Luckily, intrapreneurs don’t have to look far to find a helpful tool. Angel investors and VCs use a financial model, that helps investment managers to hedge the financial risk of a portfolio with options. An option is the right – but not the obligation – to buy or sell a security in the future for an agreed price. Options are a widely used tool and you may have used one yourself when buying a house and you locked the mortgage.

This model can be applied to innovation and hedge against the innovation risk. Instead of handing down all the money at once for an innovative project, every phase is evaluated and the project continued with more money released or terminated. Like in venture financing an intrapreneurship project goes through several iterations. You start with a smaller amounts and go through the phases. At each phase investors can decide whether to continue with the project or shut it down.

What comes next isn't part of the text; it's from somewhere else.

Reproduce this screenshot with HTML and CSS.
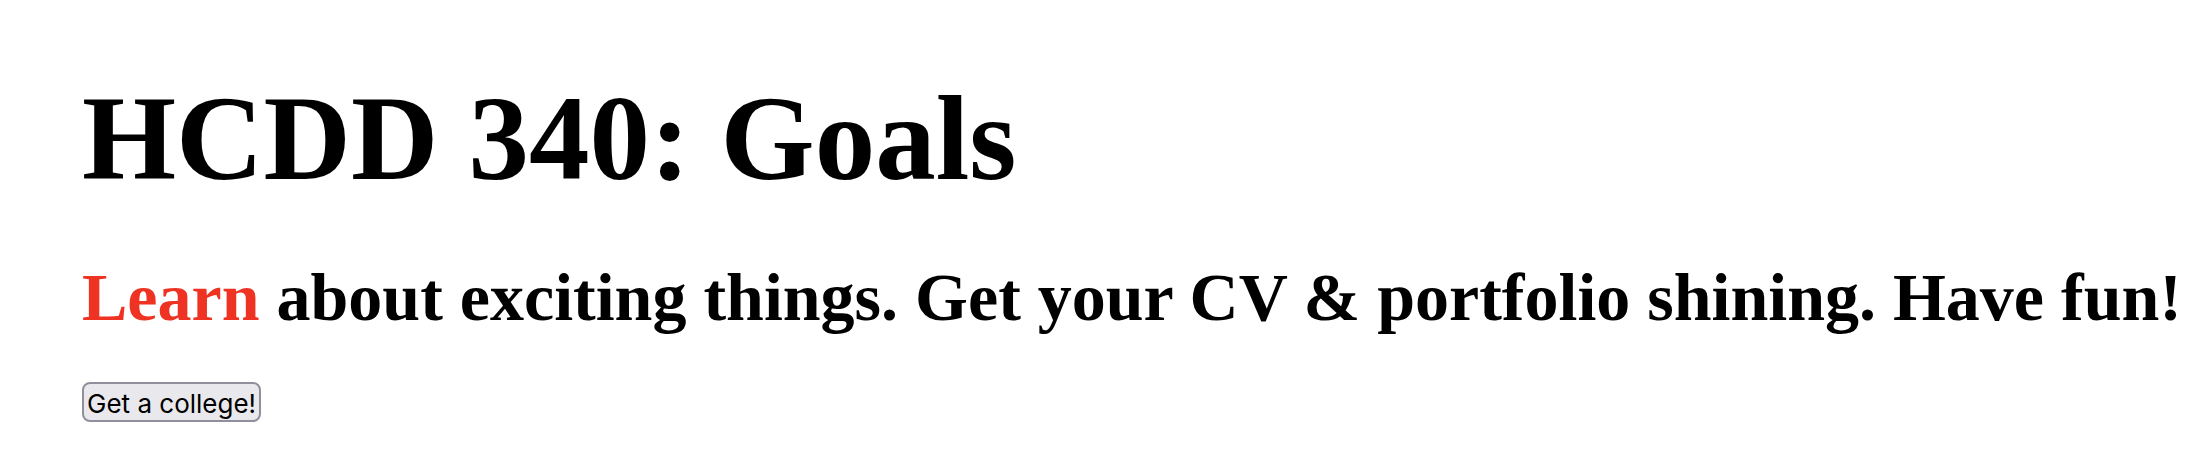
FILE: index.html
```
<!DOCTYPE html>
<html lang="en">
<head>
<meta charset="utf-8">
<title>HCDD 340: Goals</title>
<link rel="stylesheet" href="styles.css">
</head>
<body>
<main class="page">
<h1 class="title">HCDD 340: Goals</h1>
<h2 class="tagline"><span class="highlight">Learn</span> about exciting things. Get your CV &amp; portfolio shining. Have fun!</h2>
<button class="action" type="button">Get a college!</button>
</main>
</body>
</html>
```
FILE: styles.css
```
body {
  margin: 0;
  background: #fff;
  color: #000;
  font-family: "Liberation Serif", "Times New Roman", serif;
}

.page {
  padding: 64px 0 48px 82px;
}

.title {
  margin: 0 0 46px;
  font-size: 121px;
  line-height: 148px;
}

.tagline {
  margin: 0 0 46px;
  font-size: 68px;
  line-height: 78px;
}

.highlight {
  color: #ee3323;
}

.action {
  display: block;
  padding: 6px 3px 2px;
  border: 2px solid #8f8f9d;
  border-radius: 8px;
  background: #e9e9ed;
  color: #000;
  font-family: Inter, sans-serif;
  font-size: 26px;
  line-height: 28px;
}
```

David Binetti who lent that model from the financial world called the application to intrapreneurship Innovation Options.

How does it work?

An intrapreneur must know three things for the calculation of innovation options:

  1. Main investment budget: how much will the new product cost, including development and marketing?
  2. Best-case scenario: what’s the best-case scenario for the market potential?
  3. Options terms: what’s the duration and evaluation interval?

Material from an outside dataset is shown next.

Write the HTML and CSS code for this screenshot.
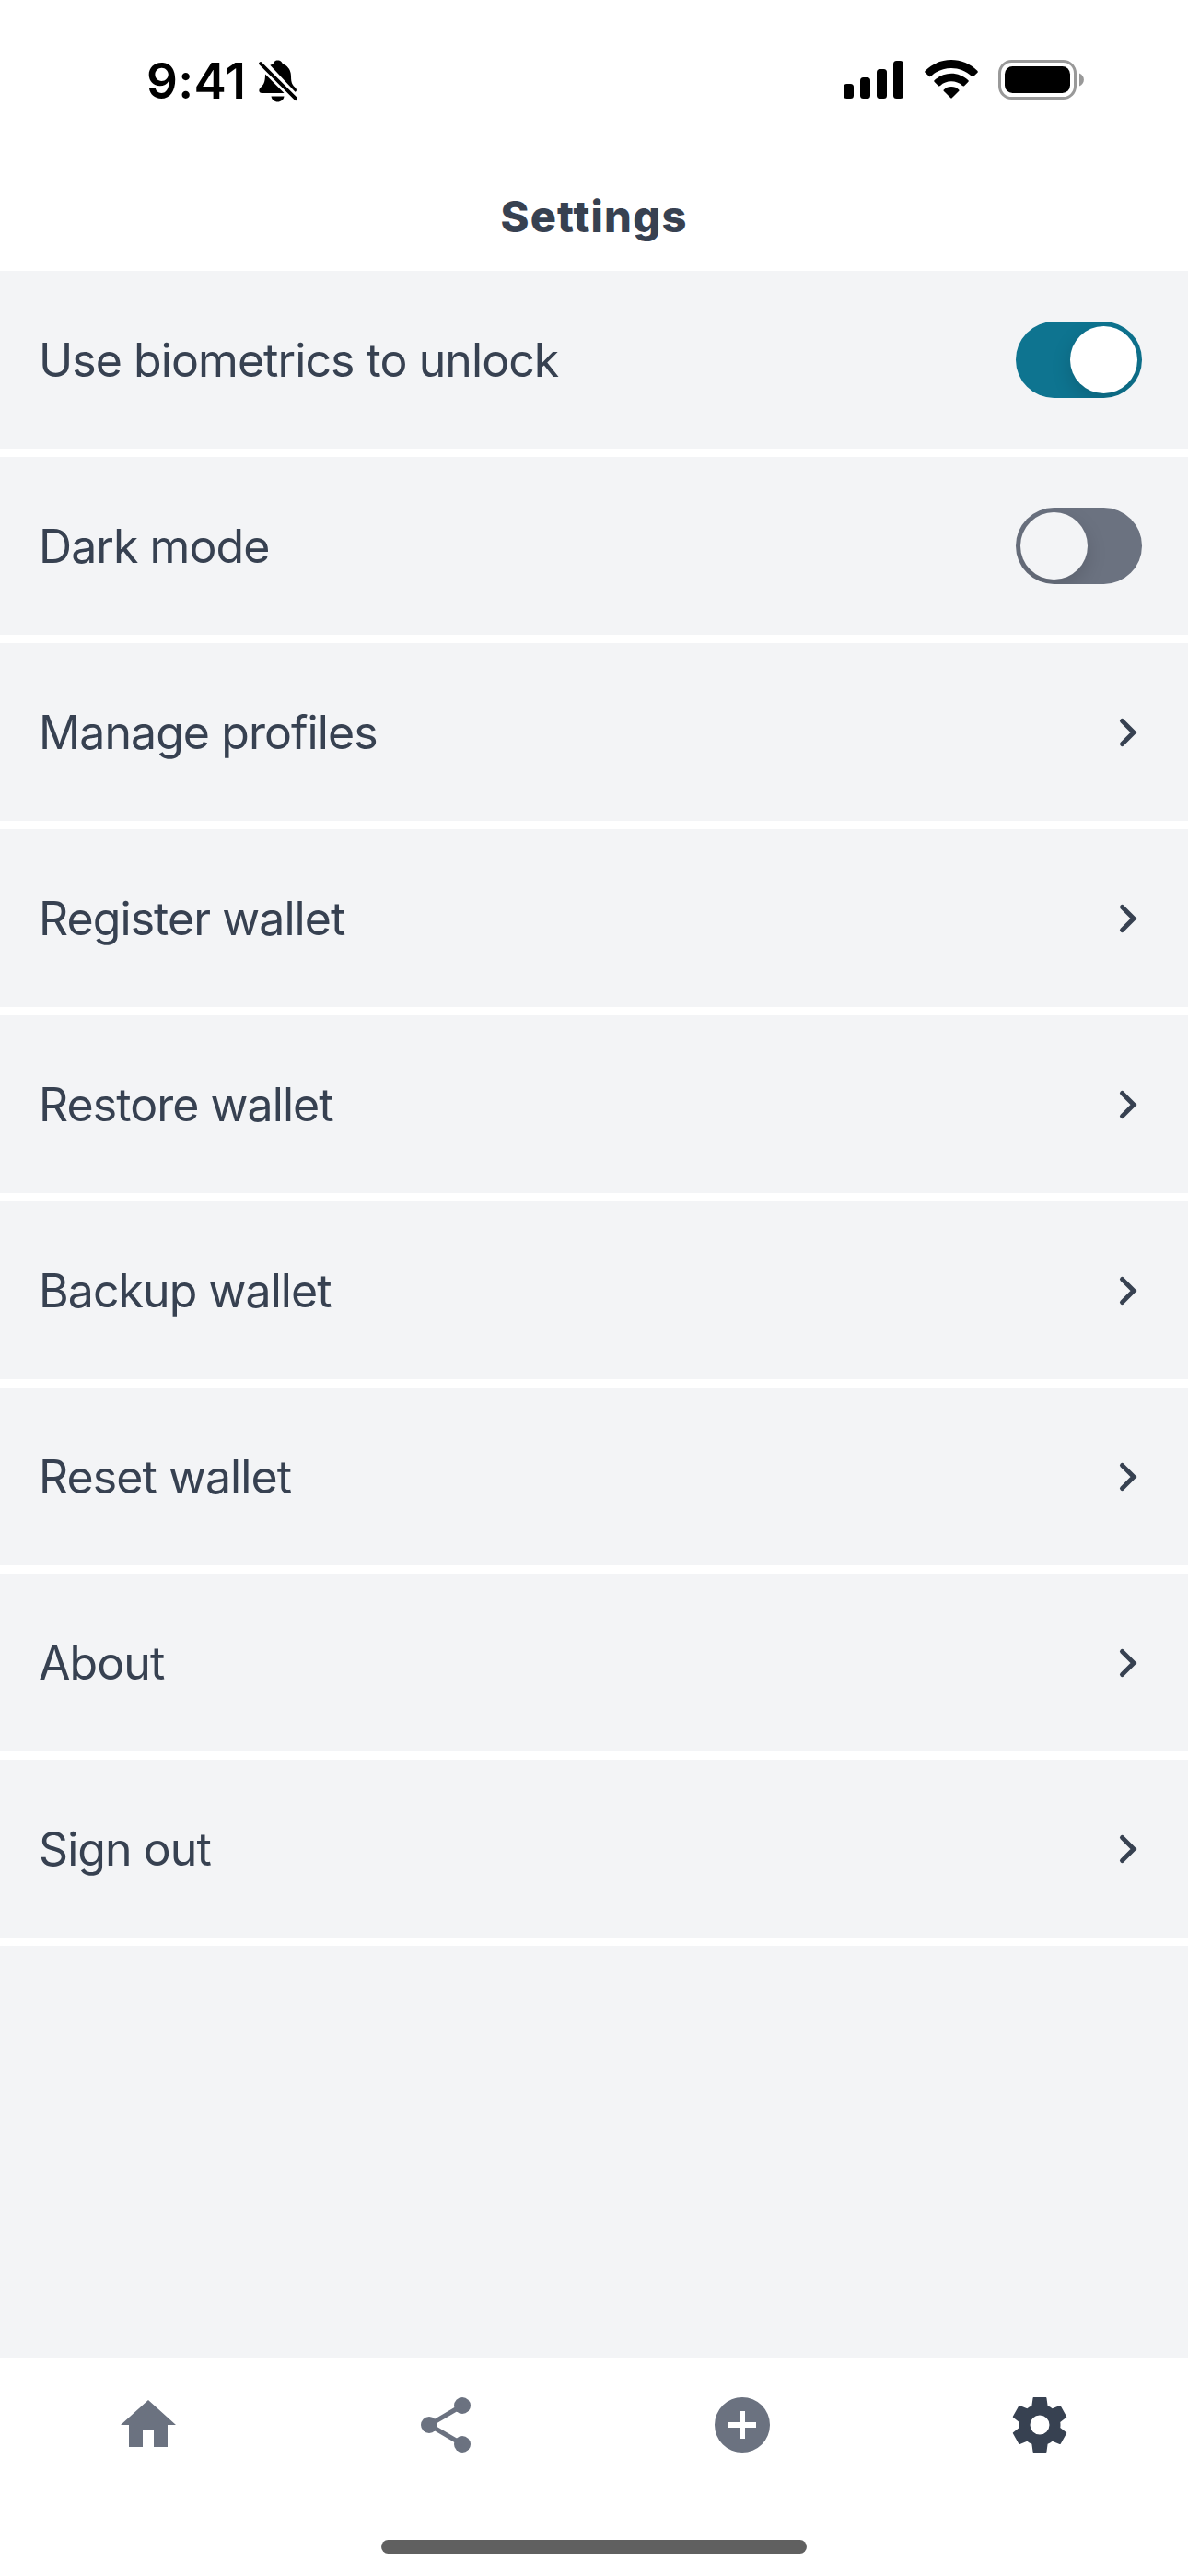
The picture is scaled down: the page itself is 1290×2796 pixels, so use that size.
FILE: index.html
```html
<!DOCTYPE html>
<html lang="en">
<head>
<meta charset="utf-8">
<title>Settings</title>
<link rel="stylesheet" href="styles.css">
</head>
<body>
<svg class="sprite" aria-hidden="true">
  <symbol id="chevron" viewBox="0 0 24 36">
    <path d="M5.5 5.5 18 18 5.5 30.5" fill="none" stroke="currentColor" stroke-width="5" stroke-linecap="round"/>
  </symbol>
</svg>
<div class="screen">
  <header class="status">
    <div class="status-left">
      <span class="clock">9:41</span>
      <svg class="bell" viewBox="0 0 42 46">
        <path d="M12.3 5.8C14 4.800 15.500 4.600 16 3.500 17 1 19 0.500 20.500 0.500S24.500 1 25.500 3.500C26 4.600 27.500 4.800 29 5.800 33.500 9 35 13.500 35 18 35 25.500 37 27.500 39.500 30 41.500 32 41.500 34 39.500 34.800Z"/>
        <path d="M7 15.500 27.500 36H3.500C0 36-0.500 32.500 1.500 30.500 5 27 7 25 7 15.500Z"/>
        <path d="M13.500 39.500H27.500C27 43 24 45.500 20.500 45.500S14 43 13.500 39.500Z"/>
        <path d="M2 4 40.200 42.200" stroke="#000" stroke-width="3.800" stroke-linecap="round"/>
      </svg>
    </div>
    <div class="status-right">
      <svg class="signal" viewBox="0 0 65 41">
        <rect y="25" width="11" height="16" rx="3.500"/>
        <rect x="18" y="18" width="11" height="23" rx="3.500"/>
        <rect x="36" y="9" width="11" height="32" rx="3.500"/>
        <rect x="54" width="11" height="41" rx="3.500"/>
      </svg>
      <svg class="wifi" viewBox="0 0 58 42">
        <path d="M0.500 12C16-4 42-4 57.500 12Q58 13 57.500 13.700L53 18Q52 18.500 51 17.700C39 6 19 6 7 17.700Q6 18.500 5 18L0.500 13.700Q0 13 0.500 12Z"/>
        <path d="M10.500 22.300C21 12.300 37 12.300 47.500 22.300Q48 23 47.500 23.700L43 28.200Q42 28.700 41 28C34.500 21.800 23.500 21.800 17 28Q16 28.700 15 28.200L10.500 23.700Q10 23 10.500 22.300Z"/>
        <path d="M20.700 32.400C25 27.900 33 27.900 37.300 32.400Q37.700 33 37.300 33.700L29.700 41.300Q29 42 28.300 41.300L20.700 33.700Q20.300 33 20.700 32.400Z"/>
      </svg>
      <svg class="battery" viewBox="0 0 94 43">
        <rect x="1.500" y="1.500" width="82" height="40" rx="13" fill="none" stroke="#999" stroke-width="3"/>
        <rect x="7" y="7" width="71" height="29" rx="8.500"/>
        <path d="M88 14.500C94.500 17 94.500 26 88 28.500Z" fill="#999"/>
      </svg>
    </div>
  </header>
  <div class="titlebar"><h1 class="title">Settings</h1></div>
  <main class="content">
    <div class="row"><span class="label">Use biometrics to unlock</span><span class="switch on"><span class="knob"></span></span></div>
    <div class="row"><span class="label">Dark mode</span><span class="switch"><span class="knob"></span></span></div>
    <div class="row"><span class="label">Manage profiles</span><svg class="chevron"><use href="#chevron"/></svg></div>
    <div class="row"><span class="label">Register wallet</span><svg class="chevron"><use href="#chevron"/></svg></div>
    <div class="row"><span class="label">Restore wallet</span><svg class="chevron"><use href="#chevron"/></svg></div>
    <div class="row"><span class="label">Backup wallet</span><svg class="chevron"><use href="#chevron"/></svg></div>
    <div class="row"><span class="label">Reset wallet</span><svg class="chevron"><use href="#chevron"/></svg></div>
    <div class="row"><span class="label">About</span><svg class="chevron"><use href="#chevron"/></svg></div>
    <div class="row"><span class="label">Sign out</span><svg class="chevron"><use href="#chevron"/></svg></div>
  </main>
  <nav class="tabs">
    <div class="tab"><svg class="icon" viewBox="0 0 24 24"><path d="M10 20V14H14V20H19V12H22L12 3 2 12H5V20Z"/></svg></div>
    <div class="tab"><svg class="icon" viewBox="0 0 24 24"><circle cx="18" cy="5" r="3"/><circle cx="6" cy="12" r="3"/><circle cx="18" cy="19" r="3"/><path d="M18 5 6 12 18 19" fill="none" stroke="currentColor" stroke-width="1.650"/></svg></div>
    <div class="tab"><svg class="icon" viewBox="0 0 24 24"><path d="M17 13H13V17H11V13H7V11H11V7H13V11H17M12 2A10 10 0 0 0 2 12 10 10 0 0 0 12 22 10 10 0 0 0 22 12 10 10 0 0 0 12 2Z"/></svg></div>
    <div class="tab active"><svg class="icon" viewBox="0 0 24 24"><path d="M12 15.500A3.500 3.500 0 0 1 8.500 12 3.500 3.500 0 0 1 12 8.500 3.500 3.500 0 0 1 15.500 12 3.500 3.500 0 0 1 12 15.500M19.430 12.970C19.470 12.650 19.500 12.330 19.500 12S19.470 11.340 19.430 11L21.640 9.290Q21.830 9.120 21.700 8.880L19.600 5.180Q19.450 4.950 19.200 4.990L16.560 6.050C16.040 5.660 15.500 5.320 14.870 5.070L14.480 2.250Q14.440 2.020 14.200 2H9.800Q9.560 2.020 9.520 2.250L9.130 5.070C8.500 5.320 7.960 5.660 7.440 6.050L4.800 4.990Q4.550 4.950 4.400 5.180L2.300 8.880Q2.170 9.120 2.360 9.290L4.570 11C4.530 11.340 4.500 11.670 4.500 12S4.530 12.650 4.570 12.970L2.360 14.710Q2.170 14.880 2.300 15.120L4.400 18.820Q4.550 19.050 4.800 19.010L7.440 17.940C7.960 18.340 8.500 18.680 9.130 18.930L9.520 21.750Q9.560 21.980 9.800 22H14.200Q14.440 21.980 14.480 21.750L14.870 18.930C15.500 18.670 16.040 18.340 16.560 17.940L19.200 19.010Q19.450 19.050 19.600 18.820L21.700 15.120Q21.830 14.880 21.640 14.710Z"/></svg></div>
  </nav>
  <div class="home-area"><div class="home-bar"></div></div>
</div>
</body>
</html>
```
FILE: styles.css
```css
* { box-sizing: border-box; }
body {
  margin: 0;
  background: #fff;
  color: #374151;
  font-family: Inter, "Liberation Sans", sans-serif;
}
.sprite { position: absolute; width: 0; height: 0; }
.screen {
  display: flex;
  flex-direction: column;
  width: 1290px;
  height: 2796px;
}
.status {
  display: flex;
  justify-content: space-between;
  height: 177px;
  padding: 65px 112px 0 159px;
  color: #000;
}
.status-left, .status-right { display: flex; align-items: flex-start; }
.clock {
  width: 122px;
  font-size: 53px;
  font-weight: 600;
  line-height: 46px;
  letter-spacing: 0.4px;
}
.bell { width: 42px; height: 46px; }
.signal { width: 65px; height: 41px; margin: 1px 23px 0 0; }
.wifi { width: 58px; height: 42px; margin-right: 22px; }
.battery { width: 94px; height: 43px; }
.titlebar {
  display: flex;
  align-items: center;
  justify-content: center;
  height: 117px;
  padding-bottom: 2px;
}
.title {
  margin: 0;
  font-size: 47px;
  font-weight: 800;
  line-height: 60px;
  letter-spacing: 1.2px;
}
.content {
  flex: 1;
  background: #f3f4f6;
}
.row {
  display: flex;
  align-items: center;
  justify-content: space-between;
  height: 202px;
  padding: 0 50px 0 42px;
  border-bottom: 9px solid #fff;
}
.label {
  font-size: 50px;
  line-height: 60px;
  letter-spacing: -0.93px;
}
.chevron { width: 24px; height: 36px; margin-right: 3px; }
.switch {
  display: flex;
  width: 137px;
  height: 83px;
  padding: 5px;
  border-radius: 42px;
  background: #6b7280;
  overflow: hidden;
}
.switch.on { justify-content: flex-end; background: #0e7490; }
.knob {
  width: 73px;
  height: 73px;
  border-radius: 50%;
  background: #f3f4f6;
  box-shadow: 0 8px 21px rgba(0, 0, 0, 0.15);
}
.on .knob { background: #fff; }
.tabs {
  display: flex;
  height: 147px;
  padding-top: 37px;
  color: #6b7280;
}
.tab { display: flex; flex: 1; justify-content: center; }
.tab.active { color: #374151; }
.icon { width: 72px; height: 72px; fill: currentColor; }
.home-area {
  display: flex;
  justify-content: center;
  height: 90px;
  padding-top: 51px;
}
.home-bar {
  width: 462px;
  height: 15px;
  border-radius: 8px;
  background: #606060;
}
```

Those three values then go into the options formula that simulates three outcomes at every stage:

  • good
  • indifferent
  • bad

What we get is a pricing tree that determines the terminal value for each possible outcome, and sums up the discounted expected values of those outcomes into a specific valuation at that point. David Binetti leads us through such an example in his blog post.

Pricing Tree

Once applied we can easily see how we start out with a valuation 6.5 million dollars and because things went well, the stage 2 evaluation (2nd quarter) shows a value of 17.8 million dollars. While the third quarter kind of side-stepped, the project is still positive and gets a thumbs up to continue.

Here you can find an online tool that allows you to calculate ROI and the risk of pre-growth (Horizon 3) initiatives.

Advantages

There are some additional advantages for such a model. Instead of providing just one traditional NPV, each stage comes with a pricing tree. At every stage the progress can be evaluated and poured into numbers that make it easier for decision making.

Considering the risk sigma, we’ll find that

  • the metrics are normalized.
  • innovation projects become comparable.
  • it enables corporate governance.

The more stages we put in, the lower the risk sigma. Of course the more stages we build in, the more effort we put on progress reporting, which can refocus resources from market testing to spending too much time on reporting.

Other advantages come for the KPIs. They

  • show sensitivity and specificity (accuracy).
  • bring us fall out, miss rate, PPV, or FOR.
  • allow clinical trials for the business model.

Limitations

This model is limited to work for market risk. The product or service must already be in a stage that it can be tested in the market.

  • Lean startup/process is addressing the market risk.
  • Agile startup/process is addressing the development risk.

We also need to understand that valuation is NOT a KPI. It’s comparable to life-insurances. You wouldn’t cancel a life-insurance because you accrued only costs in the past periods and didn’t have any payouts. In fact, in Horizon 3 stages the vast majority of options are never exercised. Most ideas never go anywhere and need to be cancelled. That’s how innovation works. Nine out of ten startups fail. The same is true with corporate innovation.

Unfortunately, we tend to manage companies just with KPIs that stem from Horizon 1. This makes corporations vulnerable to failure. But with Innovation Options we give corporate intrapreneurs and management a tool to better evaluate the success and risk of innovation.